Applied public health and epidemiology

Epidemiology is a core strength in CHS that is reflected in courses (an introductory epidemiology course, CHSC 7520, Principles of Epidemiology 1, is a required course for all programs) and many faculty members’ research approach. Similarly, there is a strong applied public health focus in the Department, as reflected in the introduction of the MPH program. In this respect, the Department responded to the need for enhanced public health capacity in Canada. In offering the MPH program, CHS is supported by partnerships with Manitoba Health, the Winnipeg Regional Health Authority, the Public Health Agency of Canada, the National Collaborating Centre for Infectious Diseases, and other federal and regional agencies and organizations.


Critical Social Sciences

A critical social science perspective is reflected in the research of a number of CHS faculty members, as demonstrated in the examination of how the social, economic, political and organizational structures contribute to health inequities. This approach complements a social determinants of health framework by explicitly examining power relations and is grounded in critical social theory. Faculty members focus on a wide range of issues, such as: the politics of care for disabled individuals; the historical and sociopolitical determinants of diabetes among First Nations populations; the distal (historical, political, social, and economic contexts), intermediate (community infrastructure, resources, systems, and capacities), and proximal (health behaviours, physical, and social environments) social determinants of health as root causes of health among Indigenous populations; how contemporary global health interventions enact forms of governance that shape new modalities of citizenship, community, and subjectivity; and the interplay among obesity discourse, social inequalities and cis women’s, trans-men’s, and trans-masculine people’s reproductive health.


Methodological strengths

Consistent with the multidisciplinary nature of CHS, faculty and students use diverse methodologies, ranging from applying statistical techniques to analyzing administrative databases or survey data, to using qualitative methods to collect primary data.

Biostatistics
CHS has several faculty members whose research focuses on biostatistics, including research on spatial and temporal models, cluster detection, small area estimation, longitudinal data analysis, generalized (general) linear mixed models, measurement errors, latent class analysis and growth mixture models, structural equation modelling (SEM), Bayesian SEM, and robust statistical methods.
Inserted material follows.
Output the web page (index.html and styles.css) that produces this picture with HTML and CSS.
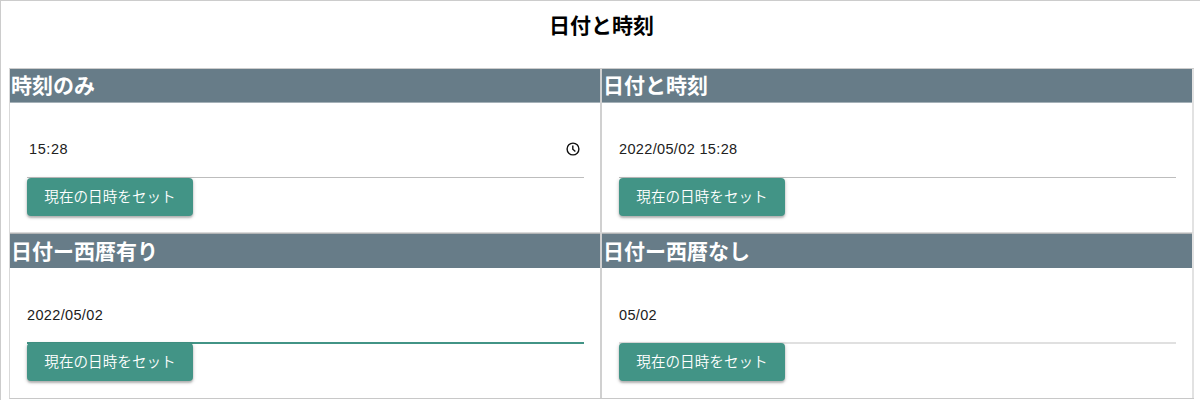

CHS biostatisticians are also linked to the Data Science Platform, George & Fay Yee Centre For Healthcare Innovation (Platform Director Dr. Lisa Lix).  The Data Science Platform in the Centre for Healthcare Innovation also houses the Biostatistical Consulting Group (Lead, Dr. Depeng Jiang), Computational Biology, the Bioinformatics Group, and the Clinical Research Data Group. The Platform facilitates the development, management, linkage, analysis, and visualisation of clinical, administrative, and other data resources for patient– oriented research. The Data Science platform works in close collaboration with the Manitoba Centre for Health Policy to achieve its three-fold mandate of research, collaboration, and training.

Qualitative methods
Qualitative methods have been an integral part of CHS since the graduate program was first developed in the 1980s, consistent with the vision to merge the health sciences with the social sciences, as applied to health, in one department. In the last few years, the hiring of new faculty members and the merging of faculty members from the former Department of Family Social Sciences into CHS, has substantially increased the expertise in qualitative methods. With this additional capacity, the qualitative courses will be restructured in the coming year, in order to provide students with a full range of training in qualitative methods, ranging from an introductory course to more advanced qualitative methods courses.